Com isso o Papa Francisco está nos dizendo diretamente que temos que ver os novos ensinamentos com a razão e com o coração, “que é uma ilusão enganadora, pensar que podemos ser onipotentes e esquecer que nos encontramos todos no mesmo barco” (n.30).
E adverte: “ninguém se salva sozinho, só é possível salvar-nos juntos (n.32). Por isso que no final de outubro 2020, o Papa Francisco vai afirmar “Ou nos salvamos todos ou ninguém se salva”.
Com poucas palavras e simples, ele nos chama para o essencial de uma fraternidade aberta, que permite reconhecer, valorizar e amar todas as pessoas independente da sua proximidade física, sexo e raça, religião e crenças, de onde nascemos ou habitamos.
Sejamos Todos Irmãos.
"Axé! 20 novembro 2020. João índio.
Obrigado."
Comentário da escritora: Eu não tenho palavras para descrever o quanto foi gratificante poder aprender, durante este último semestre, algumas coisas que João se dispôs a ensinar. Ele é meu professor de Teologia e eu confesso, assim como confessei para ele no primeiro dia da disciplina, que eu tinha um grande medo de me frustrar com a matéria de Teologia. Baseada em relatos de amigos, acadêmicos de outros cursos, que criticaram os posicionamentos dos professores que tiveram a frente da Teologia quando fizeram a matéria, eu esperava uma aula repleta de dogmas, de preconceitos e intolerâncias. Portanto me surpreendi com o profissional que eu dei a sorte de ter como professor, e que hoje chamo de amigo.
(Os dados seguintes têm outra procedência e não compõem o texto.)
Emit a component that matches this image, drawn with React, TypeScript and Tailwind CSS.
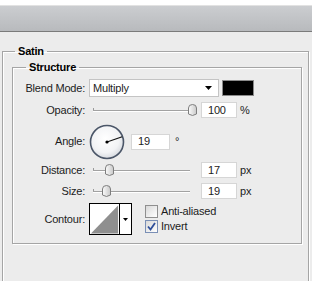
import React from "react";

const Thumb = ({ left }: { left: number }) => (
  <svg
    className="absolute top-[2px]"
    style={{ left }}
    width="9"
    height="12"
    viewBox="0 0 9 12"
  >
    <defs>
      <linearGradient id="tg" x1="0" y1="0" x2="1" y2="0">
        <stop offset="0" stopColor="#fbfbfb" />
        <stop offset="1" stopColor="#c9c9c9" />
      </linearGradient>
    </defs>
    <path
      d="M0.5 4 Q0.5 0.5 4.5 0.5 Q8.5 0.5 8.5 4 L8.5 10 L4.5 11.5 L0.5 10 Z"
      fill="url(#tg)"
      stroke="#7e7e7e"
    />
  </svg>
);

const Slider = ({ thumb }: { thumb: number }) => (
  <div className="relative w-[109px] h-[16px]">
    <div className="absolute left-[4px] top-[6px] w-px h-[4px] bg-[#9a9a9a]" />
    <div className="absolute left-[4px] top-[8px] w-[97px] h-px bg-[#a2a2a2] shadow-[0_1px_0_#ffffff]" />
    <Thumb left={thumb} />
  </div>
);

const NumBox = ({ value, w = "w-[36px]" }: { value: string; w?: string }) => (
  <div className={`${w} h-[16px] bg-white border border-[#d6d6d6] pl-[6px] flex items-center leading-none`}>
    {value}
  </div>
);

const Label = ({ children }: { children: React.ReactNode }) => (
  <div className="w-[73px] text-right pr-px">{children}</div>
);

const CheckBox = ({ checked }: { checked?: boolean }) => (
  <div
    className={`w-[13px] h-[13px] border flex items-center justify-center bg-gradient-to-br from-[#d9d9d9] to-white ${
      checked ? "border-[#7a8fb5]" : "border-[#8f8f8f]"
    }`}
  >
    {checked && (
      <svg width="9" height="9" viewBox="0 0 9 9">
        <path d="M1 4.5 L3.5 7.5 L8 1" fill="none" stroke="#2f4f9a" strokeWidth="1.8" />
      </svg>
    )}
  </div>
);

export default function App() {
  return (
    <div className="w-[312px] h-[281px] overflow-hidden bg-[#ececec] font-['Liberation_Sans',Arial,sans-serif] text-[11px] leading-[13px] tracking-[-0.2px] text-[#1c1c1c]">
      <div className="h-[6px] bg-white border-b border-[#e2e2e2]" />
      <div className="h-[26px] bg-gradient-to-b from-[#cbcdd0] to-[#b8babd] border-b border-[#7b7b7b]" />

      <div className="pl-[2px] pt-[13px]">
        <fieldset className="w-[307px] h-[300px] border border-[#a5a5a5] shadow-[inset_1px_1px_0_#ffffff,1px_1px_0_#ffffff] pl-[9px] pr-[6px]">
          <legend className="ml-[3px] px-[3px] font-bold text-black">Satin</legend>

          <fieldset className="mt-[3px] w-[290px] border border-[#a5a5a5] shadow-[inset_1px_1px_0_#ffffff,1px_1px_0_#ffffff] pb-[8px]">
            <legend className="ml-[13px] px-[3px] font-bold text-black">Structure</legend>

            {/* Blend mode */}
            <div className="mt-[5px] h-[18px] flex items-center gap-[3px]">
              <Label>Blend Mode:</Label>
              <div className="w-[130px] h-[18px] bg-white border border-[#c4c4c4] flex items-center justify-between pl-[3px] pr-[6px]">
                <span>Multiply</span>
                <svg width="7" height="4" viewBox="0 0 7 4">
                  <path d="M0 0 H7 L3.5 4 Z" fill="#000" />
                </svg>
              </div>
              <div className="w-[32px] h-[16px] bg-black border border-[#8a8a8a]" />
            </div>

            {/* Opacity */}
            <div className="mt-[5px] h-[16px] flex items-center gap-[3px]">
              <Label>Opacity:</Label>
              <Slider thumb={99} />
              <NumBox value="100" />
              <span>%</span>
            </div>

            {/* Angle */}
            <div className="mt-[6px] h-[35px] flex items-center gap-[3px]">
              <Label>Angle:</Label>
              <svg width="36" height="36" viewBox="0 0 36 36">
                <defs>
                  <radialGradient id="dial" cx="0.45" cy="0.4" r="0.6">
                    <stop offset="0" stopColor="#ffffff" />
                    <stop offset="0.7" stopColor="#f2f3f5" />
                    <stop offset="1" stopColor="#d8dbe0" />
                  </radialGradient>
                </defs>
                <circle cx="18" cy="18" r="16.5" fill="url(#dial)" stroke="#4b5668" strokeWidth="1.6" />
                <line x1="18" y1="18" x2="33.2" y2="12.8" stroke="#111" strokeWidth="1.1" />
                <circle cx="18" cy="18" r="1.6" fill="#000" />
              </svg>
              <div className="ml-[3px] flex items-center gap-[5px]">
                <NumBox value="19" w="w-[39px]" />
                <span>°</span>
              </div>
            </div>

            {/* Distance */}
            <div className="mt-[3px] h-[16px] flex items-center gap-[3px]">
              <Label>Distance:</Label>
              <Slider thumb={16} />
              <NumBox value="17" />
              <span>px</span>
            </div>

            {/* Size */}
            <div className="mt-[5px] h-[16px] flex items-center gap-[3px]">
              <Label>Size:</Label>
              <Slider thumb={13} />
              <NumBox value="19" />
              <span>px</span>
            </div>

            {/* Contour */}
            <div className="mt-[4px] h-[32px] flex items-center gap-[3px]">
              <Label>Contour:</Label>
              <div className="w-[43px] h-[32px] border border-black bg-white flex">
                <svg width="30" height="30" viewBox="0 0 30 30" className="border-r border-black">
                  <path d="M1 30 L29 1 L29 30 Z" fill="#8f8f8f" />
                </svg>
                <div className="flex-1 flex items-center justify-center">
                  <svg width="5" height="3" viewBox="0 0 5 3">
                    <path d="M0 0 H5 L2.5 3 Z" fill="#000" />
                  </svg>
                </div>
              </div>
              <div className="ml-[10px] flex flex-col gap-[2px]">
                <div className="flex items-center gap-[3px]">
                  <CheckBox />
                  <span>Anti-aliased</span>
                </div>
                <div className="flex items-center gap-[3px]">
                  <CheckBox checked />
                  <span>Invert</span>
                </div>
              </div>
            </div>
          </fieldset>
        </fieldset>
      </div>
    </div>
  );
}
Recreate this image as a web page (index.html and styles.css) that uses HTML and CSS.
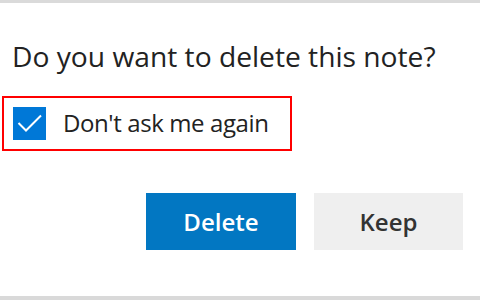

João eu te agradeço pela extrema educação, paciência e comprometimento, tanto com a disciplina quanto com cada um dos alunos que estão na sua matéria. Igual mencionei para o senhor durante nossas conversas no WhatsApp, essa matéria me ensinou coisas que não consegui aprender em toda a minha tragetória como católica e te agradeço também por topar falar sobre um assunto tão importante e complexo. Desejo apenas coisas incríveis para o senhor e para sua família! Fica aqui a gratidão de sua aluna e amiga.